The FDA’s new Adverse Event Monitoring System (AEMS) includes a page dedicated to new safety information or potential signals of serious risks identified through postmarketing surveillance. FDA says AEMS is being implemented to consolidate multiple reporting systems across FDA-regulated product categories and to improve data quality, consistency, analytics, and cross-product surveillance.
According to FDA, AEMS is designed not only for adverse event reports but also for consumer complaints, regulatory misconduct reports, and whistleblower submissions across FDA centers. The agency says this broader integration is intended to support trend identification and more timely regulatory decision-making.
For human drugs and biologics, FDA states that it will publish a quarterly report of new safety information or potential signals of serious risks identified during surveillance of postmarketing data. The agency also emphasizes something crucial: a product appearing on this page does not mean FDA has concluded that the drug or biologic actually has the risk. FDA explicitly says it is not suggesting that healthcare providers should stop prescribing or that patients should stop treatment while evaluation is ongoing.
That distinction is one of the most important things PV professionals can understand. A signal is a reason for assessment, not final proof. FDA also explains that, if further evaluation supports an association, it may take different actions, including labeling changes, REMS development or modification, or requests for additional data.
The page is also tied to a statutory requirement. FDA says it posts these reports in accordance with Title IX, Section 921 of the FDA Amendments Act of 2007, which directs the agency to conduct regular screening of adverse event data and publish quarterly reports on new safety information or potential serious-risk signals.

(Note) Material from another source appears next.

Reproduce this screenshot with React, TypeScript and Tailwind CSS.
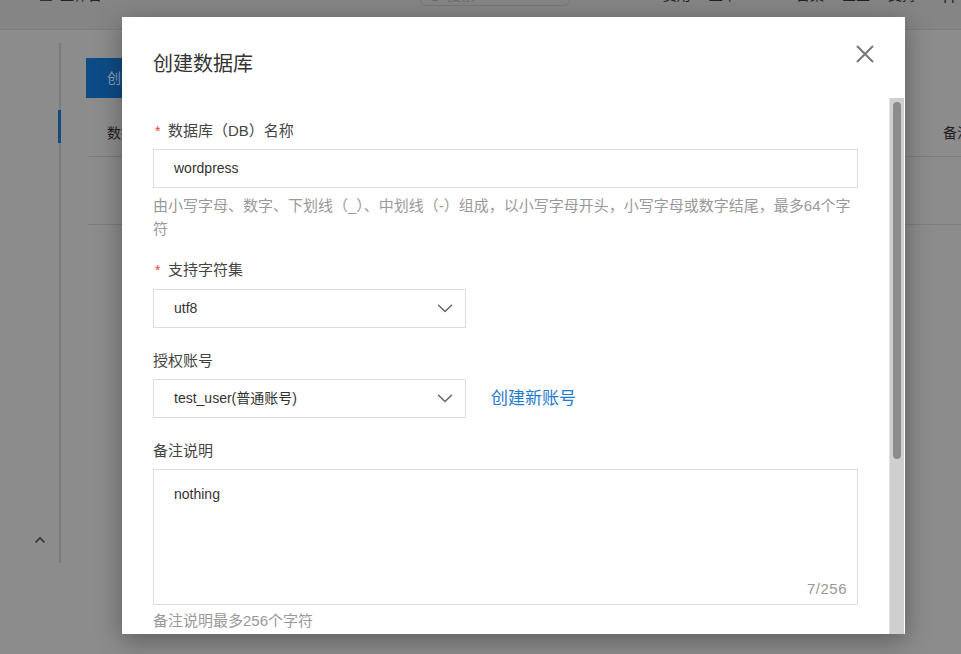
import React from "react";

const Chevron = () => (
  <svg width="16" height="9" viewBox="0 0 16 9" fill="none">
    <path d="M1.5 1.2L8 7.5l6.5-6.3" stroke="#666" strokeWidth="1.5" strokeLinecap="round" strokeLinejoin="round" />
  </svg>
);

const Label = ({ req, children, className = "" }: { req?: boolean; children: React.ReactNode; className?: string }) => (
  <div className={`flex items-center h-[20px] text-[15px] leading-[20px] text-[#444] ${className}`}>
    {req && <span className="text-[#e5483b] w-[15px] pl-[2px] text-[14px]">*</span>}
    <span>{children}</span>
  </div>
);

export default function App() {
  return (
    <div className="relative w-[961px] h-[654px] overflow-hidden bg-[#8c8c8c] font-['Liberation_Sans','Noto_Sans_CJK_SC',sans-serif]">
      {/* background page (dimmed) */}
      <div className="h-[30px] overflow-hidden bg-[#858585] border-b border-[#7c7c7c] flex text-[14px] text-[#222]">
        <div className="flex items-center gap-[8px] pl-[40px] -mt-[15px] h-[20px]">
          <span className="w-[12px] h-[12px] border-[2px] border-[#333]" />
          <span>工作台</span>
        </div>
        <div className="ml-[318px] -mt-[16px] w-[150px] h-[22px] border border-[#777] rounded-[6px] flex items-center pl-[8px] gap-[6px] text-[#6c6c6c]">
          <span className="w-[12px] h-[12px] rounded-full border-[2px] border-[#666]" />
          <span>搜索</span>
        </div>
        <div className="ml-auto flex gap-[18px] -mt-[15px] h-[20px] items-center pr-[2px]">
          <span>费用</span>
          <span>工单</span>
          <span>ICP</span>
          <span>备案</span>
          <span>企业</span>
          <span>支持</span>
          <span>App</span>
        </div>
      </div>
      <div className="flex">
        <div className="w-[61px] shrink-0 flex flex-col items-end">
          <div className="relative mt-[13px] h-[520px] w-[2px] bg-[#7a7a7a]">
            <div className="absolute left-[-1px] top-[67px] w-[3px] h-[33px] bg-[#164a7a]" />
          </div>
        </div>
        <div className="flex-1 pl-[25px]">
          <div className="mt-[28px] w-[120px] h-[40px] bg-[#0d4b86] text-[#8ea4bb] text-[14px] flex items-center pl-[21px]">创建数据库</div>
          <div className="ml-[2px] mt-[12px] h-[47px] border-b border-[#7d7d7d] flex items-center justify-between text-[14px] text-[#1e1e1e] pl-[19px] pr-[0px]">
            <span>数据库名</span>
            <span className="w-[18px] overflow-hidden whitespace-nowrap">备注</span>
          </div>
          <div className="ml-[2px] h-[68px] border-b border-[#7d7d7d]" />
        </div>
      </div>
      <div className="absolute left-[34px] top-[536px] w-[12px] h-[10px]">
        <svg width="12" height="8" viewBox="0 0 12 8" fill="none">
          <path d="M1.5 6.5L6 2l4.5 4.5" stroke="#333" strokeWidth="1.6" />
        </svg>
      </div>

      {/* modal */}
      <div className="absolute left-[122px] top-[17px] w-[783px] h-[617px] bg-white shadow-[0_6px_24px_rgba(0,0,0,0.35)] flex flex-col">
        <div className="relative h-[81px] shrink-0 pl-[31px] pt-[33px]">
          <div className="text-[20px] leading-[28px] text-[#333]">创建数据库</div>
          <svg className="absolute right-[31px] top-[28px]" width="18" height="18" viewBox="0 0 18 18" fill="none">
            <path d="M1 1l16 16M17 1L1 17" stroke="#777" strokeWidth="2" />
          </svg>
        </div>
        <div className="flex-1 flex overflow-hidden">
          <div className="pl-[31px] w-[736px] shrink-0">
            <Label req className="mt-[23px]">数据库（DB）名称</Label>
            <div className="mt-[8px] h-[39px] border border-[#dcdcdc] flex items-center pl-[20px] text-[14px] text-[#333]">wordpress</div>
            <div className="mt-[6px] text-[15px] leading-[23px] text-[#999]">
              <span className="whitespace-nowrap">由小写字母、数字、下划线（_）、中划线（-）组成，以小写字母开头，小写字母或数字结尾，最多64个字</span>
              <br />
              <span>符</span>
            </div>
            <Label req className="mt-[20px]">支持字符集</Label>
            <div className="mt-[9px] w-[313px] h-[39px] border border-[#dcdcdc] flex items-center justify-between pl-[20px] pr-[12px] text-[14px] text-[#333]">
              <span>utf8</span>
              <Chevron />
            </div>
            <Label className="mt-[23px]">授权账号</Label>
            <div className="mt-[8px] flex items-center">
              <div className="w-[313px] h-[39px] border border-[#dcdcdc] flex items-center justify-between pl-[20px] pr-[12px] text-[14px] text-[#333]">
                <span>test_user(普通账号)</span>
                <Chevron />
              </div>
              <span className="ml-[25px] text-[17px] text-[#1f7ad0]">创建新账号</span>
            </div>
            <Label className="mt-[23px]">备注说明</Label>
            <div className="relative mt-[8px] h-[136px] border border-[#dcdcdc] pl-[20px] pt-[14px] text-[14px] leading-[20px] text-[#333]">
              <span>nothing</span>
              <span className="absolute right-[10px] bottom-[5px] text-[15px] tracking-[0.5px] text-[#999]">7/256</span>
            </div>
            <div className="mt-[6px] text-[15px] leading-[20px] text-[#999]">备注说明最多256个字符</div>
          </div>
          <div className="ml-[31px] w-[15px] bg-[#cfcfcf] border-l border-[#e2e2e2] flex justify-center">
            <div className="mt-[4px] w-[8px] h-[357px] rounded-full bg-[#8c8c8c]" />
          </div>
        </div>
      </div>
    </div>
  );
}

For pharmacovigilance teams, the launch of this AEMS signal page matters because it makes an already important regulatory process more visible inside a modernized data environment. It may influence how companies monitor external safety intelligence, compare internal findings with regulator-facing patterns, and interpret evolving public signal communication. That is an inference based on FDA’s description of AEMS as a more integrated and analytically capable surveillance platform.
Why this matters for PV professionals
The new AEMS signal page is a reminder that signal detection is not only an internal company activity. It is also a visible regulatory process. Teams that understand what the page is — and what it is not — will be better positioned to interpret FDA safety intelligence correctly.